● Material provided:
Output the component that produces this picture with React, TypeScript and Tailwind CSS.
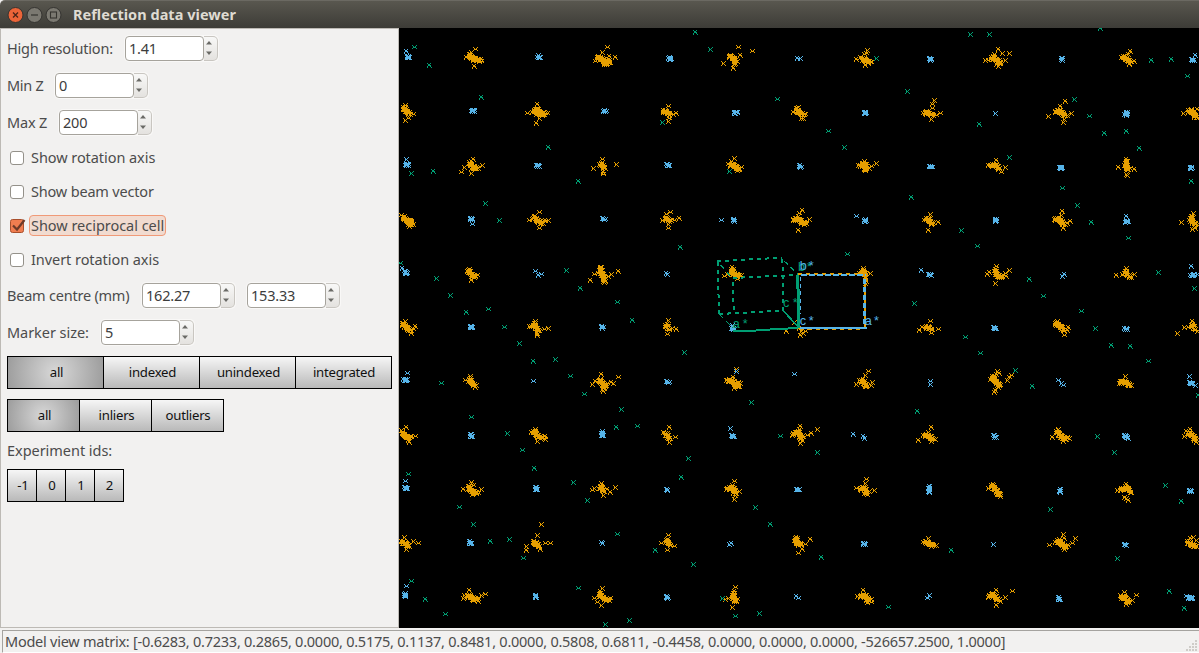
import React from "react";

type Tile = { x: number; y: number; gold: string[]; blue: string[]; green: string };

// Each cluster is "core polyline | outlying points", in thirds of a pixel inside its tile.
const tiles: Tile[] = [
  {
    x: 0,
    y: 0,
    gold: [
      "210,80 222,92 246,97|228,63 218,72 201,88 225,115",
      "594,88 612,95 632,100 616,108|626,58 611,72 648,88 590,100 617,112 630,85",
      "14,238 22,250 32,258|42,258 18,278 28,272 20,232",
      "400,252 415,245 425,258 440,256|416,230 385,257 446,256 420,272 412,285 413,262",
      "212,402 218,415 236,420|223,393 196,418 187,434 218,435 250,412 218,425",
      "606,405 616,420|611,394 583,421 652,409 613,432 613,440 600,410",
      "12,568 25,578 38,580 30,590|30,596 42,590 8,562",
      "405,566 415,578 430,586|420,552 392,577 448,577 420,600 440,578 400,574",
      "208,726 218,740 230,745|204,730 236,742 218,758 212,724",
      "604,720 608,738 615,745 617,762|603,717 587,739 573,757 638,738 657,730 628,745 598,735",
    ],
    blue: ["24,85 30,89|21,70", "416,88 424,88|419,81", "216,249 226,249|", "612,249 619,249|", "18,411 28,411|21,395", "412,411 419,414|", "214,570 221,576|220,590", "610,571 617,575|", "16,731 24,736|11,722", "|408,729 417,742 428,739"],
    green: "46,59 90,112 246,208 447,358 789,284 38,435 102,430 537,460 258,527 300,578 502,727 543,781 656,823 699,877 112,751 154,802 201,853 269,844 315,897 3,705",
  },
  {
    x: 798,
    y: 0,
    gold: [
      "-4,248 14,258|10,236 35,257 12,270 10,280 -6,252 24,260",
      "0,570 15,578|15,552 28,578 43,570 9,600 9,590 -8,577 4,560",
      "192,84 205,90 214,102|221,58 261,69 227,83 175,106 204,121 208,108",
      "592,92 602,98 615,103|606,68 574,93 600,112 620,103 598,80 603,75 586,88",
      "394,242 402,254 414,260|400,238 385,252 408,272 416,270 420,258",
      "780,253 797,258 803,262|774,255 801,240 807,218 798,275 825,255 815,262 802,230",
      "195,412 208,412 222,424|209,390 200,400 230,418 218,430 190,410",
      "586,412 600,408 602,425|598,400 580,412 620,415 634,406 602,430 612,422",
      "385,574 400,574 412,582 424,588|411,547 404,556 433,574 399,607 400,565",
      "785,572 795,580 803,588|791,608 797,558 820,582 778,578",
      "200,725 206,738 222,742|201,718 186,740 178,746 217,755 230,741",
      "590,730 600,735 602,745|596,720 584,737 616,736 600,752 600,768 603,760",
    ],
    blue: ["10,90 17,92|", "|398,92 405,92", "792,92 800,95|", "207,253 217,253|", "597,254 603,254|", "5,409 13,412|", "402,413 408,418|", "793,414 799,417|", "|169,578", "206,573 206,580|", "|574,566", "597,576 603,578|", "|768,727", "790,739 797,741|", "|4,735 8,738"],
    green: "92,14 136,64 338,214 635,90 727,190 491,310 537,359 192,431 738,508 46,657 548,679 747,827",
  },
  {
    x: 1593,
    y: 0,
    gold: [
      "185,88 200,95 212,105|204,64 218,75 237,77 165,98 175,98 192,78 205,115 225,98 198,110",
      "580,85 590,95 602,102|600,70 594,80 574,88 612,100 598,108",
      "376,250 392,248 402,262|407,221 356,264 392,236 425,255 400,283 412,262 402,275",
      "775,248 788,252 798,268|759,257 785,243 803,245",
      "182,412 198,412 208,422|198,397 174,412 225,419 213,432",
      "590,400 590,418 592,425|564,418 590,395 612,424 592,442 583,412 590,438 602,420",
      "376,572 392,578 402,590|398,551 394,562 372,575 420,580 400,600 412,585",
      "785,565 785,582 798,590|791,555 754,583 786,605 796,600 778,578",
      "195,725 200,740 215,748|198,714 172,738 178,732 238,727 225,735 196,766 208,752 228,745",
      "585,730 590,740 602,748|590,720 560,743 578,738 612,740",
    ],
    blue: ["394,92 394,98|", "784,94 792,98|797,83", "|196,256", "589,252 589,262|584,258", "388,418 396,418|", "780,418 788,419|", "196,573 196,581|", "586,582 594,580|590,566", "|397,745 404,740", "782,742 792,741|785,716 803,738"],
    green: "121,19 178,19 511,0 664,96 725,95 771,144 433,214 479,265 148,288 522,316 588,310 629,362 238,388 397,482 783,460 442,532 485,584 94,607 142,656 595,632 685,733 297,754 341,805 455,850 794,780 495,902",
  },
  {
    x: 0,
    y: 891,
    gold: [
      "10,-5 22,8 36,18|20,-12 50,5 36,25 42,12",
      "405,-5 412,10 418,20|408,-10 390,5 435,12 448,10 416,32 414,25 398,5",
      "210,162 218,172 228,182|213,155 200,166 228,187",
      "600,165 612,175 612,190 622,176|608,149 658,158 580,178 643,175 613,198 590,170 636,172",
      "10,322 22,338 35,335|21,307 50,334 30,352 8,315 28,345",
      "404,320 415,332 436,340|410,313 396,322 414,350 440,335",
      "208,485 220,500 235,505|216,471 192,493 248,492 220,512 222,480",
      "600,492 608,485 612,500|608,475 580,497 648,488 612,512 635,503 626,494 586,490",
      "8,650 22,655 28,665|16,637 42,650 58,656 22,673 5,656",
      "402,650 412,655 420,666|428,597 414,632 383,663 382,675 453,654 440,655 424,672",
      "205,810 218,818 238,825|210,796 193,820 260,808 246,812 222,828 195,812",
      "600,808 614,818 632,826|610,790 587,820 596,832 606,842 605,800 635,820",
    ],
    blue: ["213,3 221,8|", "606,5 613,8|", "14,164 24,165|26,145", "|403,170", "214,329 220,334|", "607,326 610,332|609,318", "16,488 26,490|19,470", "409,488 414,492|", "210,650 218,656|", "|606,651 609,656", "18,804 18,816|22,785", "410,810 410,818|"],
    green: "360,56 402,109 469,103 515,154 555,207 127,176 218,277 325,325 371,376 668,252 651,307 714,303 407,431 523,472 565,526 28,449 180,546 223,598 273,649 331,643 374,700 656,628 768,676 36,768 79,822 138,867 538,791 618,899 691,886",
  },
  {
    x: 798,
    y: 891,
    gold: [
      "2,0 12,12|10,-15 34,12 8,28 22,10",
      "2,325 12,340|14,308 32,337 12,353 -6,323",
      "4,645 14,660|9,630 28,665 6,675 -10,655",
      "|365,20 388,-8 408,20 420,18 406,30 402,10 415,25",
      "785,5 800,14|795,-12 763,15 820,14 800,25 773,8",
      "188,166 204,170 216,182 222,172|213,134 204,157 207,190 224,185 185,165",
      "590,165 598,175 605,185|611,139 600,152 575,177 622,172 584,165 618,182",
      "385,325 402,322 408,345|406,303 382,330 402,312 428,331 440,326 457,313 406,355 416,335",
      "780,330 795,335 803,345|800,308 759,346 790,322 775,330 812,342",
      "188,490 205,490 210,505|207,468 224,498 207,524 203,480 184,493 212,510",
      "585,492 600,490 602,505|604,464 601,475 574,491 612,500 628,496 606,510",
      "392,640 396,655 406,658|394,636 437,644 422,658 412,672 400,686 388,650",
      "780,650 795,658 805,662|790,640 776,652 813,662",
      "204,805 205,818 212,830|212,787 208,798 190,820 203,846 216,822 182,822",
      "585,815 600,812 612,826|596,797 576,815 620,822 606,834 620,832",
    ],
    blue: ["4,169 12,172|", "4,493 8,494|", "3,815 9,818|", "200,9 207,12|203,0", "|388,149 213,140", "|796,170 797,177", "200,330 206,333|196,310", "|566,329 594,334 599,339", "394,493 400,494|", "792,484 792,502|", "|192,659 199,654", "594,655 600,657|", "|395,815 399,819", "|788,820 792,812"],
    green: "58,82 259,232 757,258 347,334 457,382 70,400 50,458 271,547 315,598 85,718 470,698 173,819 282,866 212,874 669,846",
  },
  {
    x: 1593,
    y: 891,
    gold: [
      "375,-5 392,5 402,18|382,-10 416,8 402,30 412,15",
      "785,0 795,12|788,-10 762,8 743,24 803,18 775,8",
      "188,155 195,168 210,182|203,138 208,144 198,148 182,162 232,166 243,150 238,158 192,202 196,195 204,188",
      "570,170 588,172 600,182|585,155 568,175",
      "380,318 388,330 402,340 415,338|384,314 368,338 400,348 418,340",
      "775,325 788,332 798,345|781,312 762,335 770,320 798,352",
      "185,482 198,495 208,510|190,477 175,490 210,515",
      "570,495 588,488 602,500|589,477 562,496 589,520 582,518 594,526 602,505",
      "382,645 392,655 408,668|400,628 402,640 357,660 437,639 428,655 375,652 402,674 415,660",
      "772,650 785,660 800,665|790,637 780,640 800,645",
      "178,812 190,808 205,825|198,796 246,798 226,817 200,842 175,816 212,828",
      "575,815 585,818 596,832|584,802 572,810 618,810 608,825 588,838",
    ],
    blue: ["191,6 197,9|", "584,11 592,13|", "|385,167 394,175 401,181", "778,172 788,178|777,155 795,182", "190,332 197,337|", "582,331 592,339|", "390,494 390,503|", "777,496 785,500|", "|190,658", "582,659 589,661|", "384,818 390,824|", "774,818 788,819|770,814"],
    green: "107,37 152,85 545,62 600,64 655,110 256,136 306,184 503,333 553,382 706,481 753,529 362,552 63,676 562,700 717,799 763,849 805,210",
  },
];

type Point = [number, number];

function parse(text: string): Point[] {
  return text.split(" ").filter(Boolean).map((p) => p.split(",").map(Number) as Point);
}

const markerShapes = [
  parse("0,0 4,0 1,1 3,1 1,2 2,2 3,2 0,3 4,3"),
  parse("0,0 3,0 1,1 2,1 1,2 2,2 3,2 0,3 3,3 0,4 4,4"),
  parse("0,0 4,0 1,1 3,1 2,2 1,2 1,3 3,3 0,4 4,4"),
];

function cross([x, y]: Point): string {
  const px = Math.round(x / 3 - 2.2) * 3;
  const py = Math.round(y / 3 - 2.2) * 3;
  const cells = markerShapes[Math.abs(Math.round(x + y)) % 3];
  return cells.map(([cx, cy]) => `M${px + cx * 3} ${py + cy * 3}h3v3h-3z`).join("");
}

function cluster(spec: string, spread: number): string {
  const [core, extra] = spec.split("|").map(parse);
  const points: Point[] = [...extra];
  let n = 0;
  for (let i = 0; i + 1 < core.length; i++) {
    const [ax, ay] = core[i];
    const [bx, by] = core[i + 1];
    const steps = Math.max(2, Math.round(Math.hypot(bx - ax, by - ay) / 1.6));
    for (let s = 0; s <= steps; s++) {
      const t = s / steps;
      const jx = [0, 1, -1, 0, 1, -1, 0][n % 7] * spread;
      const jy = [0, -1, 1, 1, 0, -1, -1, 0, 1, 0, 0][n % 11] * spread;
      points.push([ax + (bx - ax) * t + jx, ay + (by - ay) * t + jy]);
      n++;
    }
  }
  return points.map(cross).join("");
}

function Viewer() {
  return (
    <svg viewBox="0 0 2400 1800" className="block h-[600px] w-[800px] bg-black" shapeRendering="crispEdges">
      {tiles.map((t, i) => (
        <g key={i} transform={`translate(${t.x} ${t.y})`}>
          <path fill="#e69f00" d={t.gold.map((c) => cluster(c, 3)).join("")} />
          <path fill="#56b4e9" d={t.blue.map((c) => cluster(c, 1.5)).join("")} />
          <path fill="#009e73" d={parse(t.green).map(cross).join("")} />
        </g>
      ))}
      <g transform="translate(903 636)" fill="none">
        <g stroke="#009e73" strokeWidth="6">
          <path strokeDasharray="12 12" d="M50 64L245 53M247 56L250 212M57 222L250 212M53 67L57 222M98 114L290 105M98 126L102 222" />
          <path strokeDasharray="15 12" strokeWidth="4" d="M252 63L294 103M62 75L98 115M59 224L100 265" />
          <path d="M100 272L161 272L216 268L295 264" />
          <path strokeWidth="9" d="M293 104L297 264" />
          <path strokeWidth="5" d="M250 212L297 264" />
        </g>
        <path stroke="#e69f00" strokeWidth="6" d="M294 102H494M494 104V262M300 267H490" strokeDasharray="12 12" />
        <g stroke="#56b4e9">
          <path strokeWidth="6" strokeDasharray="19 5" d="M302 104H498" />
          <path strokeWidth="9" strokeDasharray="15 9" d="M494 116V264" />
          <path strokeWidth="5" strokeDasharray="12 10" d="M301 110V222" />
          <path strokeWidth="6" d="M300 264H500" />
        </g>
        <g className="font-['Liberation_Sans',sans-serif] text-[38px]">
          <g fill="#009e73">
            <text x="294 320" y="94">b*</text>
            <text x="249 278" y="200">c*</text>
            <text x="98 128" y="264">a*</text>
          </g>
          <g fill="#56b4e9">
            <text x="299 326" y="91">b*</text>
            <text x="299 326" y="256">c*</text>
            <text x="494 522" y="256">a*</text>
          </g>
        </g>
      </g>
    </svg>
  );
}

function Spin({ value }: { value: string }) {
  return (
    <div className="flex h-[27px] rounded-[5px] bg-[#f9f8f7] p-px">
      <div className="flex h-[25px] w-[79px] items-center rounded-[4px] border border-[#a6a39c] bg-white pl-[3px] text-[14.5px] tracking-[-0.2px] text-[#3c3c3c]">
        {value}
      </div>
      <div className="flex h-[25px] w-[14px] flex-col items-center justify-center gap-[6px] rounded-r-[5px] border border-l-0 border-[#c9c6c1] bg-gradient-to-b from-[#f8f8f7] to-[#e4e2df] pr-[3px] pb-[2px]">
        <svg viewBox="0 0 6 4" className="h-[4px] w-[6px]"><path d="M0 3.5L3 0L6 3.5z" fill="#6a6a66" /></svg>
        <svg viewBox="0 0 6 4" className="h-[4px] w-[6px]"><path d="M0 .5L3 4L6 .5z" fill="#6a6a66" /></svg>
      </div>
    </div>
  );
}

function Check({ label, checked, tracking }: { label: string; checked?: boolean; tracking: string }) {
  return (
    <div className="flex h-[34px] items-center pl-[3px]">
      {checked ? (
        <svg viewBox="0 0 17 16" className="h-[16px] w-[17px]">
          <rect x=".5" y="1.5" width="13" height="13" rx="2" fill="#f07d50" stroke="#a84f2c" />
          <path d="M3 7.5L7 11.5L14.5 2" fill="none" stroke="#6d3a28" strokeWidth="2.2" />
        </svg>
      ) : (
        <div className="mr-[3px] size-[14px] rounded-[3px] border border-[#94918a] bg-white" />
      )}
      <div
        className={
          checked
            ? "ml-[2px] flex h-[21px] w-[137px] -translate-y-px items-center rounded-[4px] border border-[#f09a78] bg-[#f1dbd0] pl-px whitespace-nowrap"
            : "ml-[4px] -translate-y-px whitespace-nowrap"
        }
      >
        <span className={tracking}>{label}</span>
      </div>
    </div>
  );
}

function Toggles({ items, width, selected }: { items: string[]; width: string; selected?: number }) {
  return (
    <div className="flex h-[33px] w-fit border border-black text-[13.2px] tracking-[-0.25px] text-[#111]">
      {items.map((item, i) => (
        <div
          key={item}
          className={`flex items-center justify-center border-black not-last:border-r last:-mr-px last:pr-px pl-[2px] last:border-r last:border-r-black ${width} ${
            i === selected
              ? "bg-[radial-gradient(circle_at_center,#d8d8d8,#9c9c9c)]"
              : "bg-gradient-to-b from-[#f6f6f6] to-[#b9b9b9]"
          }`}
        >
          {item}
        </div>
      ))}
    </div>
  );
}

function TitleBar() {
  return (
    <div className="flex h-[28px] items-center rounded-tl-[5px] border-t border-[#6b6962] bg-gradient-to-b from-[#59574f] to-[#3d3c37] pl-[7px]">
      <svg viewBox="0 0 56 18" className="h-[18px] w-[56px]" fill="none">
        <circle cx="8.5" cy="9" r="7.5" fill="#ec6438" stroke="#343330" />
        <path d="M6 6.5l5 5m0-5l-5 5" stroke="#4a2418" strokeWidth="1.3" />
        <circle cx="27.5" cy="9" r="7.5" fill="#7b7971" stroke="#343330" />
        <path d="M24 9h7" stroke="#35342f" strokeWidth="1.2" />
        <circle cx="46.5" cy="9" r="7.5" fill="#7b7971" stroke="#343330" />
        <rect x="43.5" y="6" width="6" height="6" stroke="#35342f" strokeWidth="1.1" />
      </svg>
      <span className="ml-[10px] text-[14.5px] font-bold tracking-[0.03px] whitespace-nowrap text-[#dfdbd2]">Reflection data viewer</span>
    </div>
  );
}

export default function App() {
  return (
    <div className="flex h-[653px] w-[1199px] flex-col overflow-hidden bg-[#f2f1f0] font-['Noto_Sans','Open_Sans',sans-serif] text-[14.5px] leading-none text-[#4c4c4c]">
      <TitleBar />
      <div className="flex h-[600px]">
        <div className="h-[600px] w-[399px] shrink-0 border border-[#bdbab5] pt-[6px] pl-[6px]">
          <div className="flex h-[27px] items-center"><span className="w-[117px] tracking-[-0.2px]">High resolution:</span><Spin value="1.41" /></div>
          <div className="mt-[10px] flex h-[27px] items-center"><span className="w-[47px] tracking-[-0.3px]">Min Z</span><Spin value="0" /></div>
          <div className="mt-[10px] flex h-[27px] items-center"><span className="w-[51px] tracking-[-0.2px]">Max Z</span><Spin value="200" /></div>
          <div className="mt-[5px]">
            <Check label="Show rotation axis" tracking="tracking-[-0.06px]" />
            <Check label="Show beam vector" tracking="tracking-[-0.18px]" />
            <Check label="Show reciprocal cell" tracking="tracking-[-0.03px]" checked />
            <Check label="Invert rotation axis" tracking="tracking-[-0.06px]" />
          </div>
          <div className="mt-[5px] flex h-[27px] items-center"><span className="w-[134px] tracking-[-0.22px]">Beam centre (mm)</span><Spin value="162.27" /><span className="w-[10px]" /><Spin value="153.33" /></div>
          <div className="mt-[10px] flex h-[27px] items-center"><span className="w-[93px] tracking-[-0.05px]">Marker size:</span><Spin value="5" /></div>
          <div className="mt-[10px]"><Toggles items={["all", "indexed", "unindexed", "integrated"]} width="w-[96px]" selected={0} /></div>
          <div className="mt-[10px]"><Toggles items={["all", "inliers", "outliers"]} width="w-[72px]" selected={0} /></div>
          <div className="flex h-[37px] items-center tracking-[-0.04px]">Experiment ids:</div>
          <Toggles items={["-1", "0", "1", "2"]} width="w-[29px]" />
        </div>
        <Viewer />
      </div>
      <div className="h-[25px] pt-[2px] pl-[2px]">
        <div className="flex h-[23px] items-center justify-between border-t border-b border-l border-t-[#a5a39f] border-b-white border-l-[#a5a39f] pl-[2px]">
          <span className="tracking-[-0.245px] whitespace-nowrap">Model view matrix: [-0.6283, 0.7233, 0.2865, 0.0000, 0.5175, 0.1137, 0.8481, 0.0000, 0.5808, 0.6811, -0.4458, 0.0000, 0.0000, 0.0000, -526657.2500, 1.0000]</span>
          <svg viewBox="0 0 12 12" className="mt-[8px] mr-px h-[12px] w-[12px]" fill="#cfccc8">
            <path d="M9 0h2v2h-2zM6 3h2v2h-2zM9 3h2v2h-2zM3 6h2v2h-2zM6 6h2v2h-2zM9 6h2v2h-2zM0 9h2v2h-2zM3 9h2v2h-2zM6 9h2v2h-2zM9 9h2v2h-2z" />
          </svg>
        </div>
      </div>
    </div>
  );
}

● Short problem: Restate exactly, please, only the lines between the start of the data and the line containing "number; y: number;", both ends included, skipping the pictures.

● Worked solution:
Output the component that produces this picture with React, TypeScript and Tailwind CSS.
import React from "react";

type Tile = { x: number; y: number; gold: string[]; blue: string[]; green: string };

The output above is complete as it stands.